Ambivalence was one thing. Speaking out of both sides of your mouth was another. At the end of September, Cleveland was roiled by the discovery that Fawaz Damra, an imam prominent in local interfaith efforts, had previously helped found a militant group linked to bin Laden’s network. A 1991 videotape of Damra calling Jews "the sons of monkeys and pigs" was aired on Cleveland television, and Damra’s subsequent apology was widely deemed inadequate.
Similar discoveries were made about several other leading Muslim clerics—including two among a group invited to the White House to meet with President Bush. "Publicly, mosque leaders stay on message: Islam is peace, and we are Americans," wrote the Washington Post’s Hannah Rosin October 29. "But contradictory statements have leaked out….What if peaceful and radical co-exist within the same community? Or within the same mosque? Or within the same person?"

Lamenting that the crypto-radicals had been protected from FBI scrutiny by their religious status, the conservative syndicated columnist Linda Chavez declared, "Nothing requires us to tolerate those who would kill in the name of religion, or encourage or assist others to do so."

To be sure, there was no shortage of moderate Muslim voices. "It is time for Muslim scholars and intellectuals throughout the world to participate actively in the campaign against religious extremism," wrote physician Izaj A. Jatala in a St. Louis Post-Dispatch op-ed October 23. American Muslims "need to realize there are really extremist elements that need to be countered openly," Harvard graduate student Aisha Y. Musa told the New York Times in an October 29 story headlined "Moderates Start Speaking Out."
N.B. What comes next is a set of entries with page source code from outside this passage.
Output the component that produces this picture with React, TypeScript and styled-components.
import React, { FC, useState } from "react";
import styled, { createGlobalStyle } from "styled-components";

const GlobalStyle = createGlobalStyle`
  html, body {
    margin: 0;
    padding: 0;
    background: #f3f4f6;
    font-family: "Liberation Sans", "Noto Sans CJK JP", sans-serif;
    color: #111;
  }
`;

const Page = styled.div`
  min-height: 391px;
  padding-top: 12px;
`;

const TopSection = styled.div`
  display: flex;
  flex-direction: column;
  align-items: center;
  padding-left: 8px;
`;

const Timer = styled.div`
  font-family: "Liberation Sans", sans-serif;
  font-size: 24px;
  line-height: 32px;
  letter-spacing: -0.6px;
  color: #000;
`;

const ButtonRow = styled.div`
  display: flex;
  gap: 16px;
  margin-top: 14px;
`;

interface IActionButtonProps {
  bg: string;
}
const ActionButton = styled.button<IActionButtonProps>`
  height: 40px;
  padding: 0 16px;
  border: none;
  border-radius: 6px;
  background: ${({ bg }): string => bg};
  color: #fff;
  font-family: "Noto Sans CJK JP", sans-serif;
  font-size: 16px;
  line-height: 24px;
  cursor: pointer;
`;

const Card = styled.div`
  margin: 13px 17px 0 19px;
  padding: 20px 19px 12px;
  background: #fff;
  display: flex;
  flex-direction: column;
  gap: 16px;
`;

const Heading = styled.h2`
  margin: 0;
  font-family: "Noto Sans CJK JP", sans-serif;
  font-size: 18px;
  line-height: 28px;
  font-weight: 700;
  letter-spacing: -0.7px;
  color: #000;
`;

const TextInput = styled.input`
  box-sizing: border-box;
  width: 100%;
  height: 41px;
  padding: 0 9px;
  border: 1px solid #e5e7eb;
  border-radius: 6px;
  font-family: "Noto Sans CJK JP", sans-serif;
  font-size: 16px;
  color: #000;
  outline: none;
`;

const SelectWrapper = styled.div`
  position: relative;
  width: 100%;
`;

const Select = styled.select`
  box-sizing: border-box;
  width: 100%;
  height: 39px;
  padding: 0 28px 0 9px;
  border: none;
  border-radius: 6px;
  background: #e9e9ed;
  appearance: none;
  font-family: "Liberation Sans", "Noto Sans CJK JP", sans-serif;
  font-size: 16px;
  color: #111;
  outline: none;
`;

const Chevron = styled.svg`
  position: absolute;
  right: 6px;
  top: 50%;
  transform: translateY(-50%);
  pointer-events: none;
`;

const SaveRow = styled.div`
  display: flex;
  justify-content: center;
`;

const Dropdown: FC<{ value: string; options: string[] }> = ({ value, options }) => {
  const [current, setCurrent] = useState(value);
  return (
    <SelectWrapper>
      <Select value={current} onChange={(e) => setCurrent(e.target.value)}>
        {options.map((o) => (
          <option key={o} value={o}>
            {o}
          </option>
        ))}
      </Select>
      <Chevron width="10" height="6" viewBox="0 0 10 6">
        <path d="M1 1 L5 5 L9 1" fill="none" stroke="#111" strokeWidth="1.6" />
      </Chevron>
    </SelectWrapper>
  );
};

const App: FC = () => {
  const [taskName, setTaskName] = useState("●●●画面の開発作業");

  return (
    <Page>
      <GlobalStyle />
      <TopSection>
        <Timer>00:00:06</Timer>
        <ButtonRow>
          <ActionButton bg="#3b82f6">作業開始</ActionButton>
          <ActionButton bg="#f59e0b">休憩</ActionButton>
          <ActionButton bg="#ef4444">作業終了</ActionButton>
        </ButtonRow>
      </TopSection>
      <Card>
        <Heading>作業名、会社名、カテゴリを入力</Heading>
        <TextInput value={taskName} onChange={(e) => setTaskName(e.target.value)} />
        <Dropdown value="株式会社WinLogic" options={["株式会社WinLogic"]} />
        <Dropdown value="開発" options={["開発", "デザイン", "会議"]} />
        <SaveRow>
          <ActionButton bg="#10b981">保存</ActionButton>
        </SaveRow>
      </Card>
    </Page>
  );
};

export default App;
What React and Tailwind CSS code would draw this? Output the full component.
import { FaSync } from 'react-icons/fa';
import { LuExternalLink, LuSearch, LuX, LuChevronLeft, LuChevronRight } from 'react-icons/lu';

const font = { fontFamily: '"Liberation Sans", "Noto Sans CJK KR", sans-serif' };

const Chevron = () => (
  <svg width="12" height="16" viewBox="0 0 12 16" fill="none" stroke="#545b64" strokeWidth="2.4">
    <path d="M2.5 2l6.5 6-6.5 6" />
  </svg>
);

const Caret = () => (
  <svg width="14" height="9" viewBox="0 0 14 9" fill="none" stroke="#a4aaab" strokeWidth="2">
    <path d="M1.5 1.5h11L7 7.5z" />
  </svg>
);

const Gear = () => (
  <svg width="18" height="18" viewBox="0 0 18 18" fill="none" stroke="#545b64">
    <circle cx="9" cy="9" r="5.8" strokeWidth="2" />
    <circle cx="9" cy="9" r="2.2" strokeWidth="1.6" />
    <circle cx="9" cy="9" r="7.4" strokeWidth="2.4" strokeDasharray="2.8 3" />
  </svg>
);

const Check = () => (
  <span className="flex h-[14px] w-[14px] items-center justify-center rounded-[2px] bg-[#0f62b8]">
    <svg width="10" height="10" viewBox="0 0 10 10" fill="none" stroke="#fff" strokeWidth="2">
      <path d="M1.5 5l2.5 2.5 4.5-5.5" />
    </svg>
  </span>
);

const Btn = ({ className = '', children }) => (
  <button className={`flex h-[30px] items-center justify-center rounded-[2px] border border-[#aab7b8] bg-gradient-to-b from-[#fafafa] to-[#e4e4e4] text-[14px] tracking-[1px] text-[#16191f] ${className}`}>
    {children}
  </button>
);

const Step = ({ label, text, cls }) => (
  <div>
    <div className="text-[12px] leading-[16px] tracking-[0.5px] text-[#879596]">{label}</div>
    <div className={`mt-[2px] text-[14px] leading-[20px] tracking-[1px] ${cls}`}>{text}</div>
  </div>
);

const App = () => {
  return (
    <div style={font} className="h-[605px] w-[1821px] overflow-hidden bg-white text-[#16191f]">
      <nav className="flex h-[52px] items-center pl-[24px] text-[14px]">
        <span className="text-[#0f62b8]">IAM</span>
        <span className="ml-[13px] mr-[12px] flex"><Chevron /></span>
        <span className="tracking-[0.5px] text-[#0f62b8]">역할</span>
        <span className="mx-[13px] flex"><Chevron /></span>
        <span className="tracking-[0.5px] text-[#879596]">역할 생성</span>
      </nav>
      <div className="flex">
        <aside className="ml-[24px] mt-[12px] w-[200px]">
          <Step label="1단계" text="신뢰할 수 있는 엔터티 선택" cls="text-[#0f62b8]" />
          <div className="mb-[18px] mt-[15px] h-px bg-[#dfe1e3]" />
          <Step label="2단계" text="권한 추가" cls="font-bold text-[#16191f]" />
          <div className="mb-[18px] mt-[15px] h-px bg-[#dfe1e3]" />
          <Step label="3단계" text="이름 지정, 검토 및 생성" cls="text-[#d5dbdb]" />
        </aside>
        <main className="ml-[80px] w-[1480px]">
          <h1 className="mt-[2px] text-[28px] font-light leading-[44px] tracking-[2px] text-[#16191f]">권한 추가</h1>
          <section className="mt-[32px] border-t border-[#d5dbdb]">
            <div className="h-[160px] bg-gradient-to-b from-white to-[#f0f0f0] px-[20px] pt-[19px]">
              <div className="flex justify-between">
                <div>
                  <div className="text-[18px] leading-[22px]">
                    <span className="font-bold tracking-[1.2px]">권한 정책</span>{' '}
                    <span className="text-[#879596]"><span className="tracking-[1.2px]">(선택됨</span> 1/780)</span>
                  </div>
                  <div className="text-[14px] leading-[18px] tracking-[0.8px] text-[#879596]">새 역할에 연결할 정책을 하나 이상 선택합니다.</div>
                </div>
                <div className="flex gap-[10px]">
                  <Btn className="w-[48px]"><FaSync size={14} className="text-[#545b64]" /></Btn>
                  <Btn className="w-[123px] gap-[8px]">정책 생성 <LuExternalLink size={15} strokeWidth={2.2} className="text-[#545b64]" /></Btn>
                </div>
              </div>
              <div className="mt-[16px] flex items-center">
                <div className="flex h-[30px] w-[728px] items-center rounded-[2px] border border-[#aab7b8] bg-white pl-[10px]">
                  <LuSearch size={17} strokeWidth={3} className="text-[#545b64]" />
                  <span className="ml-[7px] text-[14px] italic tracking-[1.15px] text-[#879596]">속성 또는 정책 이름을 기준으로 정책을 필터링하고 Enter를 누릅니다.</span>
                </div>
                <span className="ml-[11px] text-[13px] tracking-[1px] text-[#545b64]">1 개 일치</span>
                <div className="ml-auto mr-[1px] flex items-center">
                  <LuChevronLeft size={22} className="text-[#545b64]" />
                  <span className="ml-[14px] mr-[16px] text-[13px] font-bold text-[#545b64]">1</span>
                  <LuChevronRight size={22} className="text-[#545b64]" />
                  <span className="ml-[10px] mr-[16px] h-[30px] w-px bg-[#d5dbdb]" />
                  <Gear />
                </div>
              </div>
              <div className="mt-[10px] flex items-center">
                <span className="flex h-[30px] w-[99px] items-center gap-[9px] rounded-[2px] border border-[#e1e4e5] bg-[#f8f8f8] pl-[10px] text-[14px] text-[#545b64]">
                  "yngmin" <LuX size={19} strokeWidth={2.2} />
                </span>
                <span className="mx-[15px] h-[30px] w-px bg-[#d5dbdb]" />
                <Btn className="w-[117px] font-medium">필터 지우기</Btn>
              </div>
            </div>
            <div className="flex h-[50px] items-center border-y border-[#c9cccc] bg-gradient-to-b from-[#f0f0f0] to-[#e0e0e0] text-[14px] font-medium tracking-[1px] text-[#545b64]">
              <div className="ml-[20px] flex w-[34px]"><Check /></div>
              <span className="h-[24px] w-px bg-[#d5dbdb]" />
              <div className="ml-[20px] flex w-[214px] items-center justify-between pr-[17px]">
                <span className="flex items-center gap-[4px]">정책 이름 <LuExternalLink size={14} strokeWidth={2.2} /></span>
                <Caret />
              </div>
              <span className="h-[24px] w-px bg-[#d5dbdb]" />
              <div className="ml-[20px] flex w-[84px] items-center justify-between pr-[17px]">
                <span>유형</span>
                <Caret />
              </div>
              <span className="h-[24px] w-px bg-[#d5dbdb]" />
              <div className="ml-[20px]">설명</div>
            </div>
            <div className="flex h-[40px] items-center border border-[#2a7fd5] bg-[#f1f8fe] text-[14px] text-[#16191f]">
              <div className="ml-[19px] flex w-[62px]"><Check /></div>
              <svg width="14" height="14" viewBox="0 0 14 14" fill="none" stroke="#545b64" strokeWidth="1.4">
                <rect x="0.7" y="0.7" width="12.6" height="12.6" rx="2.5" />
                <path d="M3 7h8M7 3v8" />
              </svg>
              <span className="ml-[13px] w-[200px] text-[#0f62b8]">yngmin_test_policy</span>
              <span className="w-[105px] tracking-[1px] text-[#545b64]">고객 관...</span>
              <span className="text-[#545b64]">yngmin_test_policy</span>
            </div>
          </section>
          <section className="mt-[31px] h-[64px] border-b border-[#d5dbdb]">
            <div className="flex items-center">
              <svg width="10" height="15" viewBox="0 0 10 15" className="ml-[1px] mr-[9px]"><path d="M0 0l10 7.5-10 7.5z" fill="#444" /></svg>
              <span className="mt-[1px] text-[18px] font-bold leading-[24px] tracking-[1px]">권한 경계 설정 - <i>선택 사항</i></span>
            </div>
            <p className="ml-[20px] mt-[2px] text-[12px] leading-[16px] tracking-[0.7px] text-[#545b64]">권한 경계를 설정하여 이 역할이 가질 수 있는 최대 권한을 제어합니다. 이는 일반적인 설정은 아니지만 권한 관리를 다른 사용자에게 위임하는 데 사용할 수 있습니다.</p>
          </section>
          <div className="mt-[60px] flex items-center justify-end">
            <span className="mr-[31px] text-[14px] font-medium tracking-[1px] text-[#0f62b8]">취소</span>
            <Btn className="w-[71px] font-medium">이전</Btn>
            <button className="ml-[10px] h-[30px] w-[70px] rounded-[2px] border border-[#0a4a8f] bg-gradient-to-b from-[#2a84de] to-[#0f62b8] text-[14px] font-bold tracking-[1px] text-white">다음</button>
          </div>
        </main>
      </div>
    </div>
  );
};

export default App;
"We have let a vocal minority hijack Islam," Chicago Muslim leader Umar Faruq Abdallah told Don Lattin of the San Francisco Chronicle October 7. In an October 30 story, Newsday’s Carol Eisenberg described Muqtedar Khan, a political science professor at Adrian College in Michigan, as "one of a growing number of young, moderate Muslim thinkers who believe themselves engaged in a battle for the soul of Islam."

Needless to say, such moderation hardly lessened concerns about Islamic extremism. Meeting in Boston in late September, the Religion Newswriters Association issued a warning against using the phrase "Islamic terrorist" and similar terms—on the grounds that they "seem to associate an entire religion with the actions of a few." But by the middle of October a number of commentators had began to suggest that Islam itself was the problem.

"The problem is that Islam has a quarrel with us, and the antagonists are not simply a few extremists trained in the use of a box cutter," sometime Atlanta Journal Constitution columnist Michael Skube contended in the Washington Post Outlook section October 21. "By now, the elephant—or camel, if you will—in the room can no longer be ignored: Islam not only exhibits a frightful intolerant streak at times, but its very nature seems to be one of intolerance."

Similar opinions were expressed in the New York Times by Andrew Sullivan ("This Is a Religion War") and Salman Rushdie ("Yes, This Is About Islam"), by Paris-based Iranian journalist Amir Taheri in the Wall Street Journal ("Islam Can’t Escape Blame for Sept. 11), and by UCLA Law School acting professor Khaled Abou El Fadl in the Los Angeles Times ("What Became of Tolerance in Islam?").

"The politically incorrect view of Islam seems to be gaining momentum," Robert Wright noted in the online magazine Slate October 24. Indeed, although there were prominent dissenters (notably Cleveland State University law professor David Forte, the president’s informal adviser on things Islamic), a slightly hysterical feeling of Western Civilization Under Assault began to take hold.

Daniel Pipes, an independent scholar of Islam who became the media’s go-to assailant of Islamic militancy, insisted that the enemy was not Islam but "Islamism"—the current academic term of choice for the political ideology of those eager to bring about the rule of Islamic law. For Pipes, it didn’t matter that most Islamists were not terrorists. Islamism was the equivalent of fascism.

Writing in the New York Post November 13, Pipes contended that many American Muslims are Islamists who would like to turn the United States into an Islamic state. "It means that the existing order—religious freedom, secularism, women’s rights—can no longer be taken for granted. It now needs to be fought for." That harked back to 19th-century fears that Roman Catholic immigrants were hell bent on turning America over to the pope.

The enthusiasm with which ordinary Afghans greeted the collapse of the Taliban regime in mid-November helped chill out some of the anxiety about the Islamist Menace. Yet there was little prospect of a quick end to the campaign against terrorists acting in the name of Islam or to the anti-Americanism of many Muslims around the world.

On November 13, a visit to Peshawar’s foremost madrasa inspired New York Times columnist Thomas L. Friedman to urge Pakistan to get down to work melding "modernity, Islam and pluralism." As for the United States, it should get its military operation over quickly and return at a later date with up-to-date books and schools. "Until then," wrote Friedman, "nothing pro-American will grow here."

After September 11, making America safe for Islam was one side of the coin. Making Islam safe for America was the other.